▶ [WHAT THE TASK ASKS]:
Collect each line holding the string "styles".

[A run of records]
# # #

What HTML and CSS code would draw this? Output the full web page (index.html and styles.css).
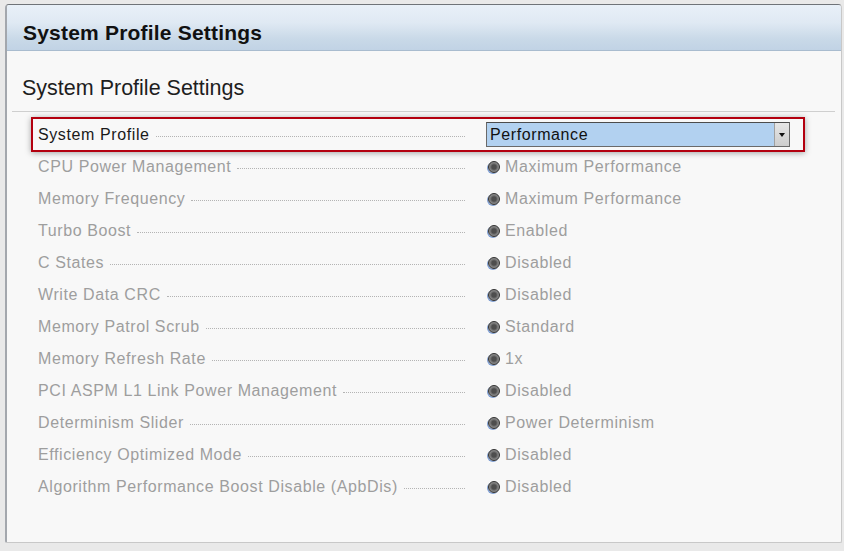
FILE: index.html
```html
<!DOCTYPE html>
<html lang="en">
<head>
  <meta charset="UTF-8" />
  <title>System Profile Settings</title>
  <link rel="stylesheet" href="styles.css">
</head>
<body>

<div class="panel">
  <div class="panel-header">System Profile Settings</div>

  <div class="panel-body">
    <h2 class="section-title">System Profile Settings</h2>
    <div class="divider"></div>

    <div class="settings">
      <div class="row selected">
        <div class="label"><span>System Profile</span><span class="dots"></span></div>
        <div class="value">
          <div class="select">
            <span class="select-text">Performance</span>
            <span class="select-btn"><span class="arrow"></span></span>
          </div>
        </div>
      </div>

      <div class="row">
        <div class="label"><span>CPU Power Management</span><span class="dots"></span></div>
        <div class="value"><span class="radio"></span>Maximum Performance</div>
      </div>
      <div class="row">
        <div class="label"><span>Memory Frequency</span><span class="dots"></span></div>
        <div class="value"><span class="radio"></span>Maximum Performance</div>
      </div>
      <div class="row">
        <div class="label"><span>Turbo Boost</span><span class="dots"></span></div>
        <div class="value"><span class="radio"></span>Enabled</div>
      </div>
      <div class="row">
        <div class="label"><span>C States</span><span class="dots"></span></div>
        <div class="value"><span class="radio"></span>Disabled</div>
      </div>
      <div class="row">
        <div class="label"><span>Write Data CRC</span><span class="dots"></span></div>
        <div class="value"><span class="radio"></span>Disabled</div>
      </div>
      <div class="row">
        <div class="label"><span>Memory Patrol Scrub</span><span class="dots"></span></div>
        <div class="value"><span class="radio"></span>Standard</div>
      </div>
      <div class="row">
        <div class="label"><span>Memory Refresh Rate</span><span class="dots"></span></div>
        <div class="value"><span class="radio"></span>1x</div>
      </div>
      <div class="row">
        <div class="label"><span>PCI ASPM L1 Link Power Management</span><span class="dots"></span></div>
        <div class="value"><span class="radio"></span>Disabled</div>
      </div>
      <div class="row">
        <div class="label"><span>Determinism Slider</span><span class="dots"></span></div>
        <div class="value"><span class="radio"></span>Power Determinism</div>
      </div>
      <div class="row">
        <div class="label"><span>Efficiency Optimized Mode</span><span class="dots"></span></div>
        <div class="value"><span class="radio"></span>Disabled</div>
      </div>
      <div class="row">
        <div class="label"><span>Algorithm Performance Boost Disable (ApbDis)</span><span class="dots"></span></div>
        <div class="value"><span class="radio"></span>Disabled</div>
      </div>
    </div>
  </div>
</div>

</body>
</html>
```

FILE: styles.css
```css
body {
  margin: 0;
  font-family: "Liberation Sans", Arial, sans-serif;
  background: #e9e9e9;
  color: #1a1a1a;
}

.panel {
  box-sizing: border-box;
  margin: 4px 2px 0 5px;
  height: 539px;
  background: #f8f8f8;
  border: 1px solid #c8c8c8;
  border-top: 1px solid #6f7378;
  border-left: 2px solid #a3a7ad;
  border-radius: 4px 4px 2px 2px;
  overflow: hidden;
}

.panel-header {
  box-sizing: border-box;
  height: 46px;
  padding: 16px 16px 0;
  line-height: 24px;
  font-size: 21px;
  font-weight: bold;
  letter-spacing: 0.2px;
  color: #111;
  background: linear-gradient(#e8f0f8 0%, #dfe9f3 40%, #c9d9e8 75%, #c1d3e5 100%);
  border-bottom: 1px solid #a9bccf;
}

.section-title {
  margin: 24px 0 0 15px;
  font-size: 21.5px;
  line-height: 26px;
  font-weight: normal;
  color: #1e1e1e;
}

.divider {
  margin: 10px 6px 0 5px;
  border-top: 1px solid #cfcfcf;
}

.settings {
  margin: 5px 36px 0 24px;
}

.row {
  box-sizing: border-box;
  display: grid;
  grid-template-columns: 427px 1fr;
  column-gap: 21px;
  height: 32px;
  line-height: 29px;
  padding: 0 0 3px 5px;
  border: 2px solid transparent;
  border-top: 0;
  border-bottom: 0;
  font-size: 16px;
  letter-spacing: 0.6px;
  color: #9e9e9e;
}

.row.selected {
  height: 35px;
  padding-bottom: 0;
  border: 2px solid #b3000f;
  box-shadow: 0 1px 6px rgba(0, 0, 0, 0.35);
  color: #1a1a1a;
}

.label {
  display: flex;
  align-items: center;
  white-space: nowrap;
}

.dots {
  flex: 1;
  height: 0;
  margin: 4px 0 0 6px;
  border-top: 1px dotted #b4b4b4;
}

.value {
  display: flex;
  align-items: center;
}

.radio {
  box-sizing: border-box;
  width: 12px;
  height: 12px;
  margin: 1px 5px 0 2px;
  border-radius: 50%;
  border: 1px solid #2f2f2f;
  background: radial-gradient(circle, #4e4e4e 0 30%, #7d7d7d 55%, #a9a9a9 100%);
  box-shadow: -1px 1px 0 #7d9dd2;
}

.select {
  box-sizing: border-box;
  display: flex;
  width: 304px;
  height: 25px;
  border: 1px solid #6a6a6a;
  border-top-color: #4c4c4c;
  background: #b2d1f0;
}

.select-text {
  flex: 1;
  padding-left: 3px;
  line-height: 23px;
  color: #111;
}

.select-btn {
  display: flex;
  align-items: center;
  justify-content: center;
  width: 14px;
  background: linear-gradient(#e6e6e6, #cdcdcd);
  border-left: 1px solid #a0a0a0;
}

.arrow {
  width: 0;
  height: 0;
  border-left: 3px solid transparent;
  border-right: 3px solid transparent;
  border-top: 4px solid #111;
}
```
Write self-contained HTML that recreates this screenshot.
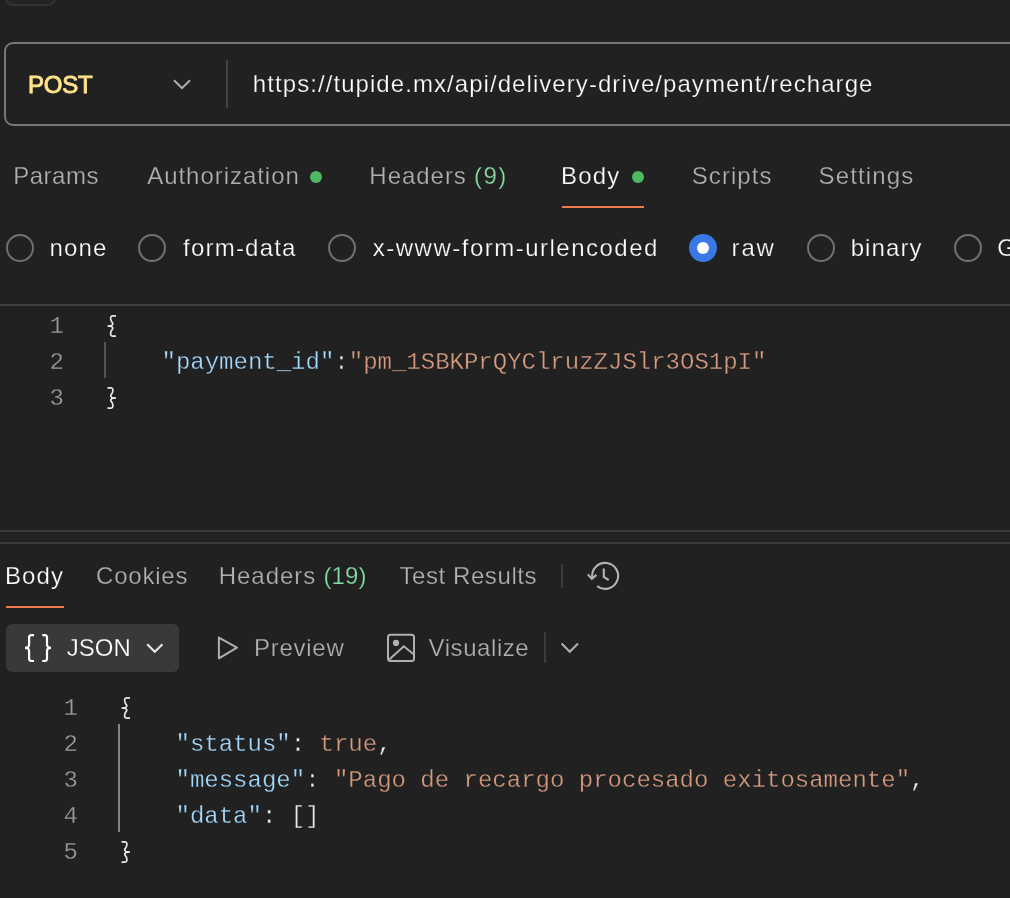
<!DOCTYPE html>
<html><head><meta charset="utf-8">
<style>
html,body{margin:0;padding:0;}
body{width:1010px;height:898px;overflow:hidden;background:#212121;position:relative;font-family:"Liberation Sans",sans-serif;}
.a{position:absolute;white-space:nowrap;}
.ui{font-size:24px;line-height:28px;color:#b0b0b0;-webkit-text-stroke:0.25px #212121;}
.onbtn{-webkit-text-stroke-color:#393939;}
.b{font-weight:normal;-webkit-text-stroke:0.9px #ffe48a;}
.post{color:#ffe48a;}
.w{color:#ffffff;}
.g{color:#84dca0;}
.mono{font-family:"Liberation Mono",monospace;font-size:24px;line-height:36px;-webkit-text-stroke:0.3px #212121;}
.ln{color:#9d9d95;}
.br{color:#e8e8e8;}
.key{color:#a4d8fc;}
.str{color:#d49a7e;}
.radio{position:absolute;width:24px;height:24px;border:2px solid #707070;border-radius:50%;}
.dot{position:absolute;width:12px;height:12px;border-radius:50%;background:#4eb862;}
.hl{position:absolute;left:0;width:1010px;height:2px;}
svg{position:absolute;overflow:visible;}
#r{position:absolute;left:0;top:0;width:1010px;height:898px;will-change:transform;}
</style></head>
<body><div id="r">
<!-- top partial box -->
<div class="a" style="left:5px;top:-24px;width:46.5px;height:26px;border:2px solid #333333;border-radius:8px;background:#242424;"></div>

<!-- URL bar -->
<div class="a" style="left:4px;top:42px;width:1100px;height:80px;border:2px solid #777777;border-radius:9px;"></div>
<svg style="left:160px;top:55px" width="80" height="60" viewBox="0 0 80 60"><path d="M14 25.2 L22 33.2 L30 25.2" fill="none" stroke="#b0b0b0" stroke-width="2"/></svg>
<div class="a" style="left:226px;top:60px;width:2px;height:48px;background:#444444;"></div>

<div class="a" style="left:6px;top:624px;width:173px;height:48px;background:#393939;border-radius:6px;"></div>
<div class="a ui b post" style="left:28.10px;top:71px;letter-spacing:-0.299px;">POST</div>
<div class="a ui w" style="left:252.87px;top:70px;letter-spacing:1.063px;">https://tupide.mx/api/delivery-drive/payment/recharge</div>
<div class="a ui" style="left:13.13px;top:162px;letter-spacing:0.529px;">Params</div>
<div class="a ui" style="left:147.19px;top:162px;letter-spacing:0.959px;">Authorization</div>
<div class="a ui" style="left:369.35px;top:162px;letter-spacing:0.966px;">Headers</div>
<div class="a ui g" style="left:473.94px;top:162px;letter-spacing:1.472px;">(9)</div>
<div class="a ui w" style="left:561.01px;top:162px;letter-spacing:1.193px;">Body</div>
<div class="a ui" style="left:691.75px;top:162px;letter-spacing:1.061px;">Scripts</div>
<div class="a ui" style="left:818.52px;top:162px;letter-spacing:1.154px;">Settings</div>
<div class="a ui w" style="left:49.44px;top:234px;letter-spacing:1.190px;">none</div>
<div class="a ui w" style="left:183.07px;top:234px;letter-spacing:1.211px;">form-data</div>
<div class="a ui w" style="left:372.83px;top:234px;letter-spacing:1.489px;">x-www-form-urlencoded</div>
<div class="a ui w" style="left:731.60px;top:234px;letter-spacing:1.811px;">raw</div>
<div class="a ui w" style="left:850.64px;top:234px;letter-spacing:1.097px;">binary</div>
<div class="a ui w" style="left:997.37px;top:234px;letter-spacing:0.900px;">GraphQL</div>
<div class="a ui w" style="left:4.96px;top:562px;letter-spacing:1.156px;">Body</div>
<div class="a ui" style="left:96.00px;top:562px;letter-spacing:0.793px;">Cookies</div>
<div class="a ui" style="left:218.77px;top:562px;letter-spacing:0.953px;">Headers</div>
<div class="a ui g" style="left:323.51px;top:562px;letter-spacing:0.124px;">(19)</div>
<div class="a ui" style="left:399.40px;top:562px;letter-spacing:0.588px;">Test Results</div>
<div class="a ui w onbtn" style="left:66.68px;top:634px;letter-spacing:0.061px;">JSON</div>
<div class="a ui" style="left:254.05px;top:634px;letter-spacing:0.724px;">Preview</div>
<div class="a ui" style="left:428.54px;top:634px;letter-spacing:0.572px;">Visualize</div>

<div class="dot" style="left:310px;top:170.5px;"></div>
<div class="dot" style="left:632px;top:170.5px;"></div>
<div class="a" style="left:562px;top:205.5px;width:82px;height:2.3px;background:#f07850;"></div>

<!-- body type radios -->
<div class="radio" style="left:6px;top:234px;"></div>
<div class="radio" style="left:138px;top:234px;"></div>
<div class="radio" style="left:328px;top:234px;"></div>
<div class="a" style="left:689px;top:234px;width:28px;height:28px;border-radius:50%;background:#3a78e6;"></div>
<div class="a" style="left:697px;top:242px;width:12px;height:12px;border-radius:50%;background:#ffffff;"></div>
<div class="radio" style="left:807px;top:234px;"></div>
<div class="radio" style="left:954px;top:234px;"></div>

<div class="hl" style="top:304px;background:#404040;"></div>

<!-- request editor -->
<div class="a mono ln" style="left:49.5px;top:309px;">1</div>
<div class="a mono ln" style="left:49.5px;top:345px;">2</div>
<div class="a mono ln" style="left:49.5px;top:381px;">3</div>
<svg style="left:100px;top:310px" width="30" height="30" viewBox="0 0 30 30"><path d="M16 5.8 H13 Q10.5 5.8 10.6 8.5 Q10.8 11 12.3 12.6 Q13.4 14.2 11.8 15.4 Q10.8 16 7.5 16 Q10.8 16 11.8 16.6 Q13.4 17.8 12.3 19.4 Q10.8 21 10.6 23.5 Q10.5 26.2 13 26.2 H16" fill="none" stroke="#e8e8e8" stroke-width="1.7"/></svg>
<div class="a" style="left:104px;top:342px;width:2px;height:36px;background:#55554f;"></div>
<div class="a mono" style="left:161.5px;top:345px;"><span class="key">"payment_id"</span><span class="br">:</span><span class="str">"pm_1SBKPrQYClruzZJSlr3OS1pI"</span></div>
<svg style="left:100px;top:382px" width="30" height="30" viewBox="0 0 30 30"><path d="M7.5 5.8 H10.5 Q13 5.8 12.9 8.5 Q12.7 11 11.2 12.6 Q10.1 14.2 11.7 15.4 Q12.7 16 16 16 Q12.7 16 11.7 16.6 Q10.1 17.8 11.2 19.4 Q12.7 21 12.9 23.5 Q13 26.2 10.5 26.2 H7.5" fill="none" stroke="#e8e8e8" stroke-width="1.7"/></svg>

<!-- divider -->
<div class="hl" style="top:530px;background:#3a3a3a;"></div>
<div class="hl" style="top:542px;background:#3a3a3a;"></div>

<!-- response tabs -->
<div class="a" style="left:6px;top:605.7px;width:58px;height:2.4px;background:#f07850;"></div>
<div class="a" style="left:560.5px;top:564px;width:2px;height:24px;background:#3c3c3c;"></div>
<svg style="left:582px;top:556px" width="44" height="40" viewBox="0 0 44 40"><path d="M10.2 21.5 A13 13 0 1 1 15.2 30.2" fill="none" stroke="#b4b4b4" stroke-width="2.1"/><path d="M5.8 18.6 L9.9 22.8 L14.4 18.9" fill="none" stroke="#b4b4b4" stroke-width="2.1"/><path d="M21.8 12.5 V21 L26.7 24" fill="none" stroke="#b4b4b4" stroke-width="2.1"/></svg>

<!-- response toolbar -->
<svg style="left:18px;top:628px" width="40" height="40" viewBox="0 0 40 40"><path d="M16 7.1 H13.6 Q11.1 7.1 11.1 9.6 V16.5 Q11.1 19.8 7 19.8 Q11.1 19.8 11.1 23.1 V30.5 Q11.1 33 13.6 33 H16" fill="none" stroke="#ffffff" stroke-width="2.2"/><path d="M24.3 7.1 H26.5 Q29 7.1 29 9.6 V16.5 Q29 19.8 33 19.8 Q29 19.8 29 23.1 V30.5 Q29 33 26.5 33 H24.3" fill="none" stroke="#ffffff" stroke-width="2.2"/></svg>
<svg style="left:140px;top:628px" width="30" height="40" viewBox="0 0 30 40"><path d="M7.2 16.2 L14.8 23.8 L22.4 16.2" fill="none" stroke="#e8e8e8" stroke-width="2.1"/></svg>
<svg style="left:208px;top:628px" width="40" height="40" viewBox="0 0 40 40"><path d="M10.9 9.6 L29 19.6 L10.9 30.3 Z" fill="none" stroke="#b0b0b0" stroke-width="2" stroke-linejoin="round"/></svg>
<svg style="left:382px;top:628px" width="40" height="40" viewBox="0 0 40 40"><rect x="6" y="6.8" width="26" height="26.3" rx="2.5" fill="none" stroke="#b0b0b0" stroke-width="2"/><circle cx="14" cy="14.9" r="3.1" fill="#b0b0b0"/><path d="M7.3 31.6 L21.8 18.3 L31.6 26.2" fill="none" stroke="#b0b0b0" stroke-width="2"/></svg>
<div class="a" style="left:544px;top:632px;width:2px;height:31px;background:#3c3c3c;"></div>
<svg style="left:556px;top:628px" width="30" height="40" viewBox="0 0 30 40"><path d="M5.6 15.6 L13.8 23.8 L22 15.6" fill="none" stroke="#b0b0b0" stroke-width="2.1"/></svg>

<!-- response editor -->
<div class="a mono ln" style="left:63.5px;top:691px;">1</div>
<div class="a mono ln" style="left:63.5px;top:727px;">2</div>
<div class="a mono ln" style="left:63.5px;top:763px;">3</div>
<div class="a mono ln" style="left:63.5px;top:799px;">4</div>
<div class="a mono ln" style="left:63.5px;top:835px;">5</div>
<svg style="left:114px;top:692px" width="30" height="30" viewBox="0 0 30 30"><path d="M16 5.8 H13 Q10.5 5.8 10.6 8.5 Q10.8 11 12.3 12.6 Q13.4 14.2 11.8 15.4 Q10.8 16 7.5 16 Q10.8 16 11.8 16.6 Q13.4 17.8 12.3 19.4 Q10.8 21 10.6 23.5 Q10.5 26.2 13 26.2 H16" fill="none" stroke="#e8e8e8" stroke-width="1.7"/></svg>
<div class="a" style="left:118px;top:724px;width:2px;height:108px;background:#86867f;"></div>
<div class="a mono" style="left:175.5px;top:727px;"><span class="key">"status"</span><span class="br">: </span><span class="str">true</span><span class="br">,</span></div>
<div class="a mono" style="left:175.5px;top:763px;"><span class="key">"message"</span><span class="br">: </span><span class="str">"Pago de recargo procesado exitosamente"</span><span class="br">,</span></div>
<div class="a mono" style="left:175.5px;top:799px;"><span class="key">"data"</span><span class="br">: []</span></div>
<svg style="left:114px;top:836px" width="30" height="30" viewBox="0 0 30 30"><path d="M7.5 5.8 H10.5 Q13 5.8 12.9 8.5 Q12.7 11 11.2 12.6 Q10.1 14.2 11.7 15.4 Q12.7 16 16 16 Q12.7 16 11.7 16.6 Q10.1 17.8 11.2 19.4 Q12.7 21 12.9 23.5 Q13 26.2 10.5 26.2 H7.5" fill="none" stroke="#e8e8e8" stroke-width="1.7"/></svg>
</div></body></html>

# # #

▶ [ANSWER TO THIS TASK]:
What HTML and CSS code would draw this? Output the full web page (index.html and styles.css).
  <link rel="stylesheet" href="styles.css">
FILE: styles.css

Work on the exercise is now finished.